• Exercise: What is the number of lines in the data holding the word "this"? Give that number by itself.

• Data block:
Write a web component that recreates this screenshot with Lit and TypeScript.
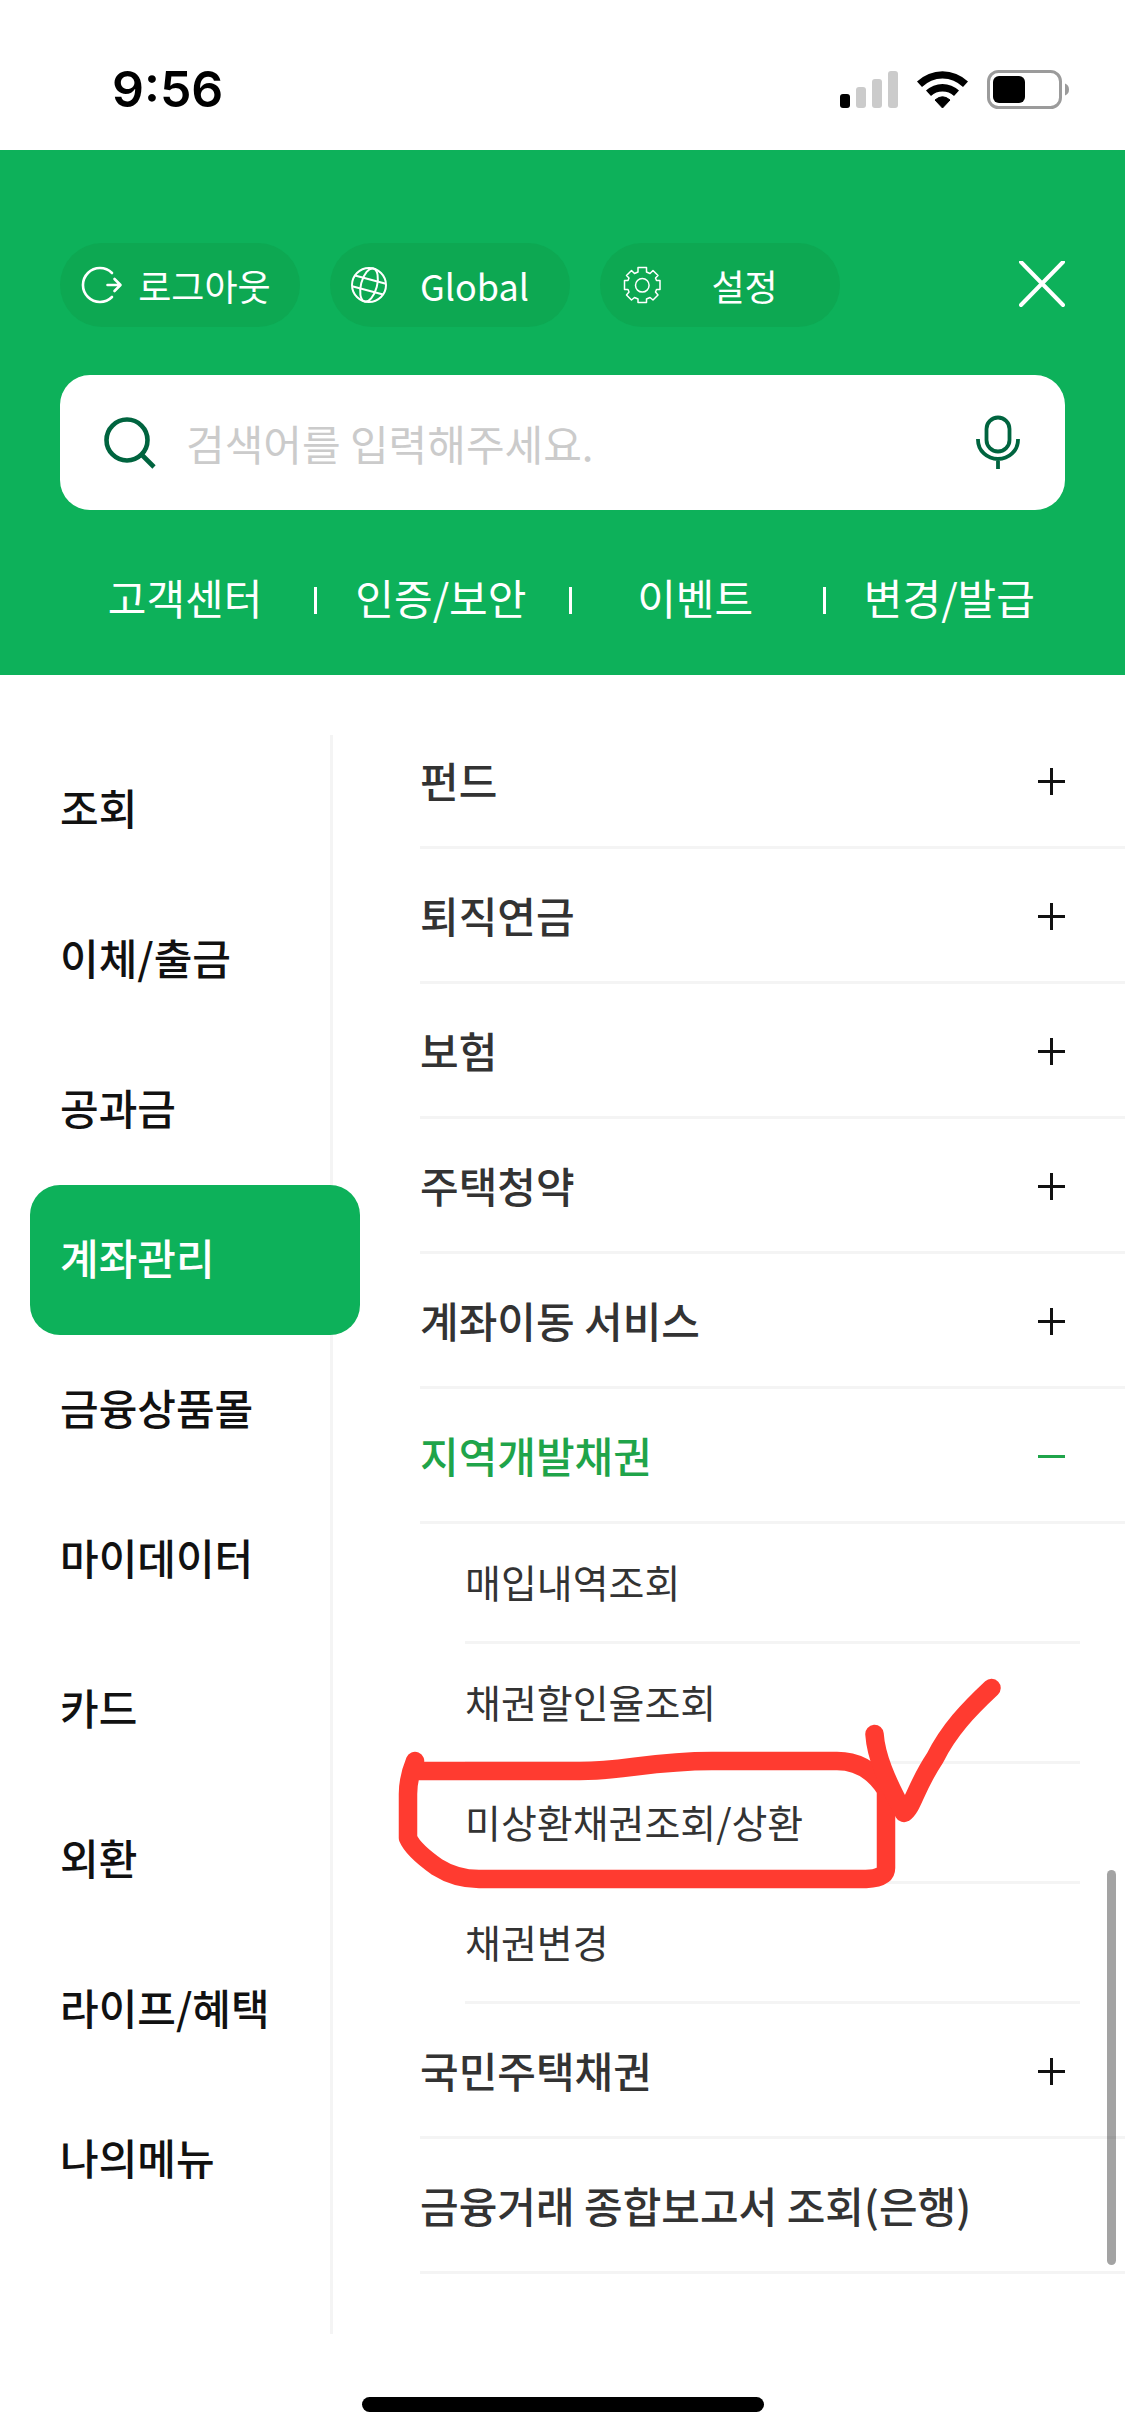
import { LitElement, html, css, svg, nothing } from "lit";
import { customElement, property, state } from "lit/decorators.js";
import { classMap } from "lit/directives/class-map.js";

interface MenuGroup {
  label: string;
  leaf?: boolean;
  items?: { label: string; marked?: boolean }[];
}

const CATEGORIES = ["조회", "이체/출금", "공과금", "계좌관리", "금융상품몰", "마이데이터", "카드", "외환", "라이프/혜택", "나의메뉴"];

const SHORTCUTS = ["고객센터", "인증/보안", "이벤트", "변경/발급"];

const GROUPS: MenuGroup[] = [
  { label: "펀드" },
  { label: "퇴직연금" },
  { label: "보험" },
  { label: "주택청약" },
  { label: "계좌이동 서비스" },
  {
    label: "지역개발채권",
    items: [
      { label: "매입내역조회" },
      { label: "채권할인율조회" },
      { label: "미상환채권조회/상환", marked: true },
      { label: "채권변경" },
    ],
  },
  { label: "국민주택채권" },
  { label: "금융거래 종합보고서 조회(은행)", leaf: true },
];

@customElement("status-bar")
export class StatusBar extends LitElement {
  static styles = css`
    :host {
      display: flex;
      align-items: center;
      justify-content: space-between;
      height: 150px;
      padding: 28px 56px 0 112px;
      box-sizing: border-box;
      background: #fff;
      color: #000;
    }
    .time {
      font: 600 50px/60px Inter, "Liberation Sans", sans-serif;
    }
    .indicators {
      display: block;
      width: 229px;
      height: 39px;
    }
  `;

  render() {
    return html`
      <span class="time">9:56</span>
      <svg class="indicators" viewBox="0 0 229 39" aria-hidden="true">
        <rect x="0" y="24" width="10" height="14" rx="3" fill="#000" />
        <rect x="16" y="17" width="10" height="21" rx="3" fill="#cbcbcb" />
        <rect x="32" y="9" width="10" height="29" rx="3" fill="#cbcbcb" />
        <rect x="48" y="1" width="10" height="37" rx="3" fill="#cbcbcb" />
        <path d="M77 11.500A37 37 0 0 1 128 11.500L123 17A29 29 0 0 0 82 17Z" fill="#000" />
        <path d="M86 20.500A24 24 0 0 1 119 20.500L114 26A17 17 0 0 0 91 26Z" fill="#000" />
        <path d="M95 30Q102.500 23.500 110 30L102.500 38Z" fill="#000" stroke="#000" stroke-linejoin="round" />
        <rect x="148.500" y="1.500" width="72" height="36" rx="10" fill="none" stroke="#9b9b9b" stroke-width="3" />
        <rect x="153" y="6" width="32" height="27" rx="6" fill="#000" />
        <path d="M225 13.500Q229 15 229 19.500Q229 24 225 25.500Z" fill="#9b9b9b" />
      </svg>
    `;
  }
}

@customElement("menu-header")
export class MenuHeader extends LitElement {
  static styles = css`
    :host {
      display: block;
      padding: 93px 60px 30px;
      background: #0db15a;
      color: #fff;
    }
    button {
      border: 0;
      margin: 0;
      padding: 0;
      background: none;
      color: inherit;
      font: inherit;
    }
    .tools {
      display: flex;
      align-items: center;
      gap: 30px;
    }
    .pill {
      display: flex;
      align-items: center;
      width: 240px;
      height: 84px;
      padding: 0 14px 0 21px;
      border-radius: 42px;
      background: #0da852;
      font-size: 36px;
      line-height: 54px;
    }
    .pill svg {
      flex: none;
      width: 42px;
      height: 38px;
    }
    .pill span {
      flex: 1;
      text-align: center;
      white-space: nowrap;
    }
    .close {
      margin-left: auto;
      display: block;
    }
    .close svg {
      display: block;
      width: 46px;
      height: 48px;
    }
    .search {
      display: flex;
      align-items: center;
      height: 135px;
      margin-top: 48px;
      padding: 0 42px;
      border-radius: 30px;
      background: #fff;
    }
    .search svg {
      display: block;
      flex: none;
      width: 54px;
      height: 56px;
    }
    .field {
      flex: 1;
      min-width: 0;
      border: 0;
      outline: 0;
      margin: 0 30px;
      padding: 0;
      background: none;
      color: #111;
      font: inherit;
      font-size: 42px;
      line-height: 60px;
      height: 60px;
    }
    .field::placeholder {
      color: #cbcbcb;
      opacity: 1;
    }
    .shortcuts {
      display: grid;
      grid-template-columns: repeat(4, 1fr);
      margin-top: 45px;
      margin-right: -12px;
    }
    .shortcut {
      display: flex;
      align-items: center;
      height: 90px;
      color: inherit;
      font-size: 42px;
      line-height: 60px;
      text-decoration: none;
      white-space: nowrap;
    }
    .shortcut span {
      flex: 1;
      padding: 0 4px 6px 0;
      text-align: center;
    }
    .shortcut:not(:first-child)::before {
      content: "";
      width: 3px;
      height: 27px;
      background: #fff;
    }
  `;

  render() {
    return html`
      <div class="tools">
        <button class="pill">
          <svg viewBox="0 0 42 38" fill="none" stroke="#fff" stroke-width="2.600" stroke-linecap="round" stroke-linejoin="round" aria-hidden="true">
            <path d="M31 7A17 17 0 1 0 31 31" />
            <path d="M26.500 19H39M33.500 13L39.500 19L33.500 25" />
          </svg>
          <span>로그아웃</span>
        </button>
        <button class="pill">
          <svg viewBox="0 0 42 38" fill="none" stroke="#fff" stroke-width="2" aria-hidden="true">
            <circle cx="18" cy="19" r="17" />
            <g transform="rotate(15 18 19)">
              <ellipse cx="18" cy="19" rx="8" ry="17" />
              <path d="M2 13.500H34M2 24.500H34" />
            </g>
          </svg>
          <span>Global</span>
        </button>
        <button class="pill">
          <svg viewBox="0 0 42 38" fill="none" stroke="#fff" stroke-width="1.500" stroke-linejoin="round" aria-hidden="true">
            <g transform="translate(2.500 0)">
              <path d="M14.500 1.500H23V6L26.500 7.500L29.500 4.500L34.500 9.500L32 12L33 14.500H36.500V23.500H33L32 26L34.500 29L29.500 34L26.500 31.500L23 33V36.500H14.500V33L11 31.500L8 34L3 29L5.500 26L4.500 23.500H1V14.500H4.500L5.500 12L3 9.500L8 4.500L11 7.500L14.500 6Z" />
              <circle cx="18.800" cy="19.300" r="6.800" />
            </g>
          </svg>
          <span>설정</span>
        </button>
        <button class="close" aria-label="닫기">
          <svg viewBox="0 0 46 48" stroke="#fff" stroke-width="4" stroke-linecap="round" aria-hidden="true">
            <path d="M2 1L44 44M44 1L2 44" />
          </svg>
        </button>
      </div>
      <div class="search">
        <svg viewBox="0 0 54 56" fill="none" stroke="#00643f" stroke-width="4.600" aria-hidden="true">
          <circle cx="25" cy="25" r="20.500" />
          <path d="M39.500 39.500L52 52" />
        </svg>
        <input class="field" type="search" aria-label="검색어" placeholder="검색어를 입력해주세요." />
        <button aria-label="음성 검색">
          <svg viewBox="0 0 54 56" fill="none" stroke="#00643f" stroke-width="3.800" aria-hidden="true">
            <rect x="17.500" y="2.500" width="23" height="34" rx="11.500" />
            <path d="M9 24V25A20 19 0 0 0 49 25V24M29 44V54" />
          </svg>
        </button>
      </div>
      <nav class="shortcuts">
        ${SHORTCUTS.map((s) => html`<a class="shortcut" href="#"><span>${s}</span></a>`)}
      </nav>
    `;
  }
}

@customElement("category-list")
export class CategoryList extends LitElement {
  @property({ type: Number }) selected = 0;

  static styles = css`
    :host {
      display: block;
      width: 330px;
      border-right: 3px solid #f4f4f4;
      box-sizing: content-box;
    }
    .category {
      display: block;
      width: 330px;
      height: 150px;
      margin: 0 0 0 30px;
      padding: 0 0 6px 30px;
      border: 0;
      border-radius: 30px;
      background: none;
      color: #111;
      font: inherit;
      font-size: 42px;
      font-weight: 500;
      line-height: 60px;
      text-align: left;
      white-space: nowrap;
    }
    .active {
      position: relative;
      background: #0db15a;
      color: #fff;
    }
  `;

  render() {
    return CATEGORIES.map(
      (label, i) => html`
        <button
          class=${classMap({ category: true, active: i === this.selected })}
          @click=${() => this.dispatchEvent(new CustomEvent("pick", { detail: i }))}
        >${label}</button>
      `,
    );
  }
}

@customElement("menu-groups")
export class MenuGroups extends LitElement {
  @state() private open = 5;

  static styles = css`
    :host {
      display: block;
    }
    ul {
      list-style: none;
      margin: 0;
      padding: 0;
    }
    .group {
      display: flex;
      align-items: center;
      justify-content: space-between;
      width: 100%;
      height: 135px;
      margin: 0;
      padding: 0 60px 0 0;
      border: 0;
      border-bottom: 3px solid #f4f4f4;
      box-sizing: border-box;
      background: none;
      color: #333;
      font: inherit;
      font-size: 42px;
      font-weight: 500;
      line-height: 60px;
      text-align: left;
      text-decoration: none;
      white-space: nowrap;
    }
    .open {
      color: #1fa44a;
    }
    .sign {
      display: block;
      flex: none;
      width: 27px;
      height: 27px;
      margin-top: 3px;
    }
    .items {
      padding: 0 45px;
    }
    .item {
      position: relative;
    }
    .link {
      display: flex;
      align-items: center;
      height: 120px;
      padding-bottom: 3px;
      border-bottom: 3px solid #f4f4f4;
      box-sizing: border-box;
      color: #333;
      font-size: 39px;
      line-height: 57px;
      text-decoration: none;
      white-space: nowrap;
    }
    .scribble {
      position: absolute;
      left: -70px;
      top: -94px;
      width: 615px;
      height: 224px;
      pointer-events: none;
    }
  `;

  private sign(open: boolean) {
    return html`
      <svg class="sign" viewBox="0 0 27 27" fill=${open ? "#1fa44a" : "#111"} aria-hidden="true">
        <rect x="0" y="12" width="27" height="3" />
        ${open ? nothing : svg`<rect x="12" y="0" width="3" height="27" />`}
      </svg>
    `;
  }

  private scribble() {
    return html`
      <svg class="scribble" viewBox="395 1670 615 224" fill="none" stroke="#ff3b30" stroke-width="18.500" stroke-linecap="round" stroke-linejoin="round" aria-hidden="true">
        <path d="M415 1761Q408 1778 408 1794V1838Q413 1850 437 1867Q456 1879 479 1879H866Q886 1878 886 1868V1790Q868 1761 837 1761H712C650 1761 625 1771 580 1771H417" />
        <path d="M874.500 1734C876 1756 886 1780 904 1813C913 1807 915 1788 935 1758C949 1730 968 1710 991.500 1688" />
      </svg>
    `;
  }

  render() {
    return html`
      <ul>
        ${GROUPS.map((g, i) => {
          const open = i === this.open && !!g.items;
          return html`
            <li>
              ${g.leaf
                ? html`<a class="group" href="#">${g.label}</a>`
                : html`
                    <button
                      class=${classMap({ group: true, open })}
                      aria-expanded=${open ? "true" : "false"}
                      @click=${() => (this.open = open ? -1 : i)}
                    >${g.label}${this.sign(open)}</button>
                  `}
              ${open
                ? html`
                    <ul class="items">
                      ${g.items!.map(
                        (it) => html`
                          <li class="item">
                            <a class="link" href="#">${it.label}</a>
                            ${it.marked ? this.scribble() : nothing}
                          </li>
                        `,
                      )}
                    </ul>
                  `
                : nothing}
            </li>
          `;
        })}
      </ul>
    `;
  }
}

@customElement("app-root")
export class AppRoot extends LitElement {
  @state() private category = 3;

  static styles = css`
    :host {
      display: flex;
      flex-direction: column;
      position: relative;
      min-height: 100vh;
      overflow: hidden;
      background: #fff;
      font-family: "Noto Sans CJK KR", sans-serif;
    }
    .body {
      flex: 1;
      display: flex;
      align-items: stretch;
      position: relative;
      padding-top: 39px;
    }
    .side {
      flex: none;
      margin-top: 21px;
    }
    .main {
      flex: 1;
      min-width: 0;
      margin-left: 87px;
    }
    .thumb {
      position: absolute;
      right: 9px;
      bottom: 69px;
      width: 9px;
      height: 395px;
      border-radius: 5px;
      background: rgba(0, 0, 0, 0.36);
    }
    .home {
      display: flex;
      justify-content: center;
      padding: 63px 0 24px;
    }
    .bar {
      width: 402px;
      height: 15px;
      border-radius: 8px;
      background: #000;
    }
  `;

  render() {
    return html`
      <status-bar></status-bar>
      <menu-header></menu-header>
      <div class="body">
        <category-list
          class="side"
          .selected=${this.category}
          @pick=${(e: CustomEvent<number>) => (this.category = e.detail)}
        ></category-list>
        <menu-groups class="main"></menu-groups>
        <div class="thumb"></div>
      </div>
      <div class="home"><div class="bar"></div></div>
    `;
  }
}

• Answer in full: 9